[EMAIL PROTECTED] (Sean Carte) wrote:
>At 11:38 am +0900 9/4/01, Nobumi Iyanaga wrote:
>>
>>$str = "aiueokakikukeko";
>>$to_find = "aiueo";
>>$replace_with = "hijkl";
>>$str =~ tr/$to_find/$replace_with/;
>>print $str, "\n";
>
>#!/usr/bin/perl -w
>use strict;
>
>my $str = "aiueokakikukeko";
>my $to_find = "aiueo";
>my $replace_with = "hijkl";
>$str =~ tr/$to_find/$replace_with/;
>print $str, "\n";
>
>prints: aaueekakakukeke
Look a little more closely...
You replaced '$' with '$',
't' with 'r',
'o' with 'e',
'_' with 'p',
'r' with 'l',
'e' with 'a',
...
Variable interpolation doesn't happen in tr.
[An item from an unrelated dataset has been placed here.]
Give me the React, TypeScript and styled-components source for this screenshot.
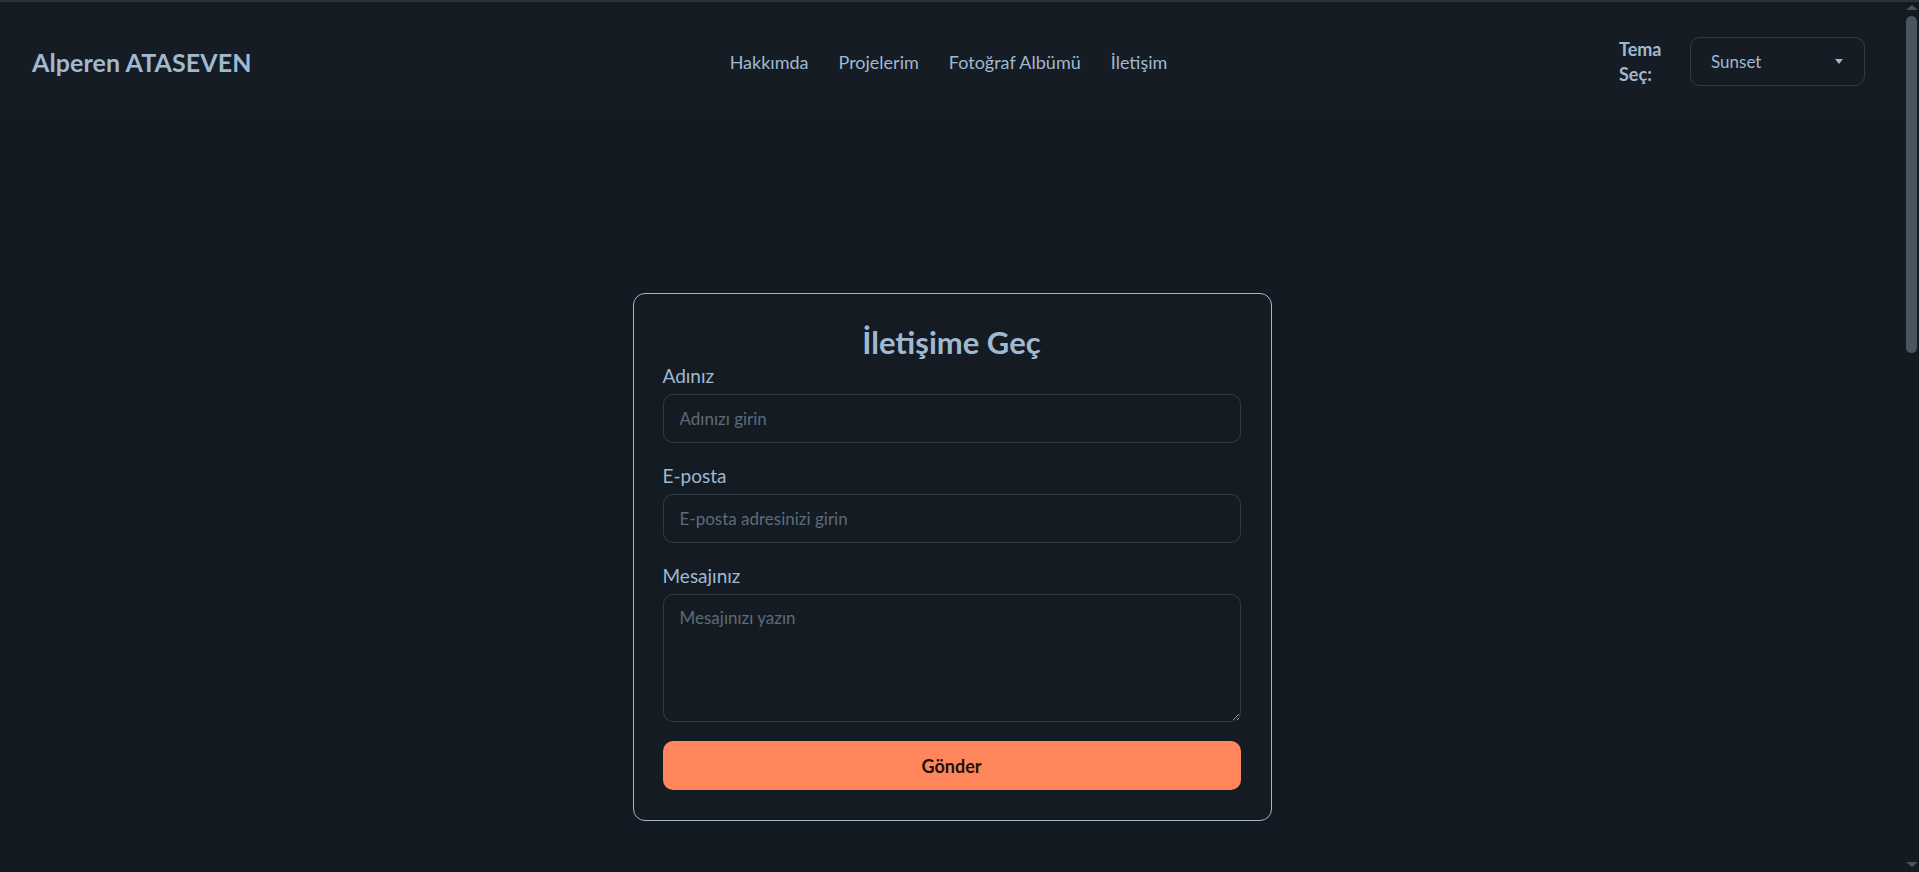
import styled, { createGlobalStyle } from "styled-components";

const GlobalStyle = createGlobalStyle`
  html,
  body {
    margin: 0;
    background: #131a21;
    color-scheme: dark;
  }

  body {
    color: #9fb9d1;
    font-family: "Lato", "Noto Sans", sans-serif;
  }

  * {
    box-sizing: border-box;
  }
`;

const NAV_LINKS = ["Hakkımda", "Projelerim", "Fotoğraf Albümü", "İletişim"];

const FIELDS = [
  { label: "Adınız", placeholder: "Adınızı girin", type: "text" },
  { label: "E-posta", placeholder: "E-posta adresinizi girin", type: "email" },
];

export default function App() {
  return (
    <>
      <GlobalStyle />
      <Frame>
        <Site>
          <Header>
            <Logo>Alperen ATASEVEN</Logo>

            <Nav>
              {NAV_LINKS.map((link) => (
                <NavLink key={link}>{link}</NavLink>
              ))}
            </Nav>

            <ThemePicker>
              <ThemeLabel>Tema Seç:</ThemeLabel>
              <ThemeSelect>
                <span>Sunset</span>
                <Caret />
              </ThemeSelect>
            </ThemePicker>
          </Header>

          <Main>
            <Card>
              <Title>İletişime Geç</Title>

              {FIELDS.map((field) => (
                <Field key={field.label}>
                  <Label>{field.label}</Label>
                  <Input type={field.type} placeholder={field.placeholder} />
                </Field>
              ))}

              <Field>
                <Label>Mesajınız</Label>
                <TextArea placeholder="Mesajınızı yazın" />
              </Field>

              <SubmitButton type="button">Gönder</SubmitButton>
            </Card>
          </Main>
        </Site>

        <ScrollBar>
          <ScrollArrow $dir="up" />
          <ScrollTrack>
            <ScrollThumb />
          </ScrollTrack>
          <ScrollArrow $dir="down" />
        </ScrollBar>
      </Frame>
    </>
  );
}

const Frame = styled.div`
  display: flex;
  height: 100vh;
  overflow: hidden;
  border-top: 2px solid #2f3337;
  background: #131a21;
`;

const Site = styled.div`
  flex: 1;
  min-width: 0;
`;

const Header = styled.header`
  display: grid;
  grid-template-columns: 1fr auto 1fr;
  align-items: center;
  height: 120px;
  padding: 0 39px 0 32px;
  border-bottom: 1px solid #10161c;
  background: #151c23;
`;

const Logo = styled.a`
  color: #9fb9d1;
  font-size: 25px;
  font-weight: 700;
  letter-spacing: 0.1px;
`;

const Nav = styled.nav`
  display: flex;
  align-items: center;
`;

const NavLink = styled.a`
  padding: 8px 15px;
  color: #9fb9d1;
  font-size: 18px;
  line-height: 24px;
`;

const ThemePicker = styled.div`
  display: flex;
  align-items: center;
  justify-content: flex-end;
  gap: 21px;
`;

const ThemeLabel = styled.span`
  width: 50px;
  color: #9fb9d1;
  font-size: 18px;
  font-weight: 700;
  line-height: 25px;
`;

const ThemeSelect = styled.div`
  display: flex;
  align-items: center;
  justify-content: space-between;
  width: 175px;
  height: 49px;
  padding: 0 21px 0 20px;
  border: 1px solid rgb(159 185 209 / 0.2);
  border-radius: 10px;
  color: #9fb9d1;
  font-size: 17px;
`;

const Caret = styled.span`
  width: 0;
  height: 0;
  border-top: 5px solid #9fb9d1;
  border-right: 4.5px solid transparent;
  border-left: 4.5px solid transparent;
`;

const Main = styled.main`
  display: flex;
  justify-content: center;
  padding-top: 171px;
`;

const Card = styled.form`
  display: flex;
  flex-direction: column;
  width: 639px;
  padding: 29px 30px 30px 29px;
  border: 1px solid #9fb9d1;
  border-radius: 12px;
  background: #141b22;
`;

const Title = styled.h2`
  margin: 0;
  color: #9fb9d1;
  font-size: 31px;
  font-weight: 700;
  line-height: 39px;
  text-align: center;
`;

const Field = styled.div`
  display: flex;
  flex-direction: column;
  gap: 4px;

  & + & {
    margin-top: 19px;
  }
`;

const Label = styled.label`
  color: #9fb9d1;
  font-size: 19px;
  line-height: 28px;
`;

const fieldStyles = `
  width: 100%;
  padding: 0 16px;
  border: 1px solid rgb(159 185 209 / 0.2);
  border-radius: 10px;
  background: #141b22;
  color: #9fb9d1;
  font-family: "Lato", "Noto Sans", sans-serif;
  font-size: 17px;
  outline: none;

  &::placeholder {
    color: #5c6c79;
  }
`;

const Input = styled.input`
  ${fieldStyles}
  height: 49px;
`;

const TextArea = styled.textarea`
  ${fieldStyles}
  height: 128px;
  padding-top: 11px;
  resize: vertical;
  line-height: 24px;
`;

const SubmitButton = styled.button`
  height: 49px;
  margin-top: 19px;
  border: 0;
  border-radius: 10px;
  background: #ff865b;
  color: #1b120e;
  font-family: "Lato", "Noto Sans", sans-serif;
  font-size: 18px;
  font-weight: 700;
  cursor: pointer;
`;

/* stand-in for the browser's dark vertical scrollbar */
const ScrollBar = styled.div`
  display: flex;
  flex-direction: column;
  width: 15px;
  background: #131a21;
`;

const ScrollArrow = styled.div<{ $dir: "up" | "down" }>`
  display: flex;
  align-items: ${({ $dir }) => ($dir === "up" ? "flex-start" : "flex-end")};
  justify-content: center;
  height: 14px;
  padding: ${({ $dir }) => ($dir === "up" ? "3px 0 0" : "0 0 5px")};

  &::before {
    content: "";
    width: 0;
    height: 0;
    border-right: 6px solid transparent;
    border-left: 6px solid transparent;
    ${({ $dir }) =>
      $dir === "up"
        ? "border-bottom: 5px solid #48555f;"
        : "border-top: 5px solid #48555f;"}
  }
`;

const ScrollTrack = styled.div`
  flex: 1;
  padding: 0 2px;
`;

const ScrollThumb = styled.div`
  height: 337px;
  border-radius: 6px;
  background: #48555f;
`;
It's necessary to either
use s///g or eval.
>So I suppose the answer is yes, though I suspect you'd probably want
>to substitute rather than translate:
>
>$str =~ s/$to_find/$replace_with/;
>....
>prints: hijklkakikukeko
That's not right either, it only replaced instances of the entire string
"aiueo". You may mean:
my $str = "aiueokakikukeko";
my $to_find = "aiueo";
my $replace_with = "hijkl";
my %charmap = map {substr($to_find,$_,1), substr($replace_with,$_,1)}
0..length($to_find)-1;
$str =~ s/([$to_find])/$charmap{$1}/g;
print $str, "\n";
...
prints: hijklkhkikjkkkl
But it's easier (and perhaps faster) to use eval("tr/$to_find/$replace/").